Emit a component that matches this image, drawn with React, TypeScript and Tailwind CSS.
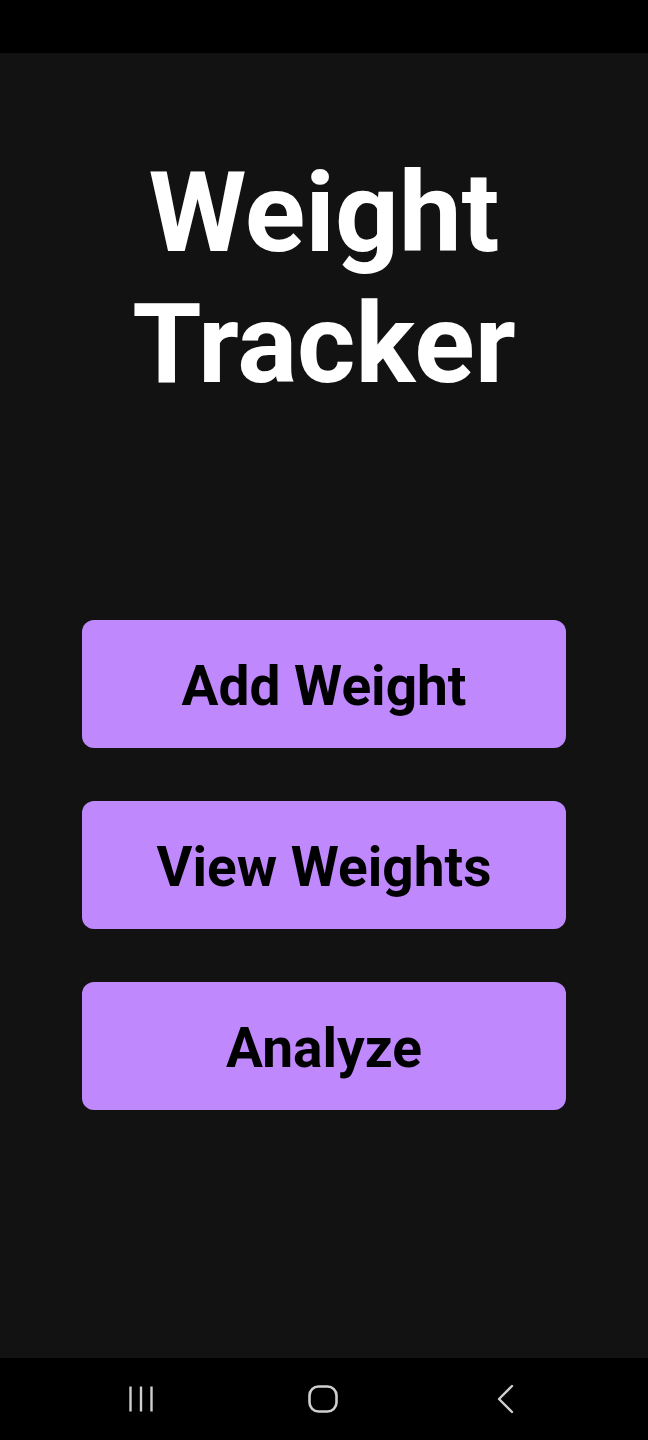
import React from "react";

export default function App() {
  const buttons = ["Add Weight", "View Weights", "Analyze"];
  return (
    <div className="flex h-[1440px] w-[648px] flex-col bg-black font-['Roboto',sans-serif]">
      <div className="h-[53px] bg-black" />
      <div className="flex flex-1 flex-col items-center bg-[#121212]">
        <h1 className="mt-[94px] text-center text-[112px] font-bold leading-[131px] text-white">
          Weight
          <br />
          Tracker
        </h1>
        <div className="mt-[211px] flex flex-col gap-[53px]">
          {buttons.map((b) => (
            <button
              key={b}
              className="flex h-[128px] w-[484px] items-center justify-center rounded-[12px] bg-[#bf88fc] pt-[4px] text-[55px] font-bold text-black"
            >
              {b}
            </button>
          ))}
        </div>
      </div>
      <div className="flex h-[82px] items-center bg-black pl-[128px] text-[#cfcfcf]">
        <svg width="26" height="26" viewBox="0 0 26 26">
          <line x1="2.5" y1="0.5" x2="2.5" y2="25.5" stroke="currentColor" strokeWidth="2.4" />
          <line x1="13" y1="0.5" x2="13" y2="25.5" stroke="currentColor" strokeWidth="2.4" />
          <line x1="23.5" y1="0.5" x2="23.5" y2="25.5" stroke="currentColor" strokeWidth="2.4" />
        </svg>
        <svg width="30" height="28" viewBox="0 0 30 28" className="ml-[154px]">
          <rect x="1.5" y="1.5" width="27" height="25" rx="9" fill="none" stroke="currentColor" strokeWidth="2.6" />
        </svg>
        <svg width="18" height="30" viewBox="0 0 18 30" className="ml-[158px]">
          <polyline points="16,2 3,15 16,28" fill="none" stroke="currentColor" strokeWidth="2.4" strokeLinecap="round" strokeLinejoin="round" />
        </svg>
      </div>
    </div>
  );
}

PROMPT:
Restate each line from the start of the listing through the line bearing "import React from" word for word. Drop the pictures.

TASK SOLUTION:
Emit a component that matches this image, drawn with React, TypeScript and Tailwind CSS.
import React from "react";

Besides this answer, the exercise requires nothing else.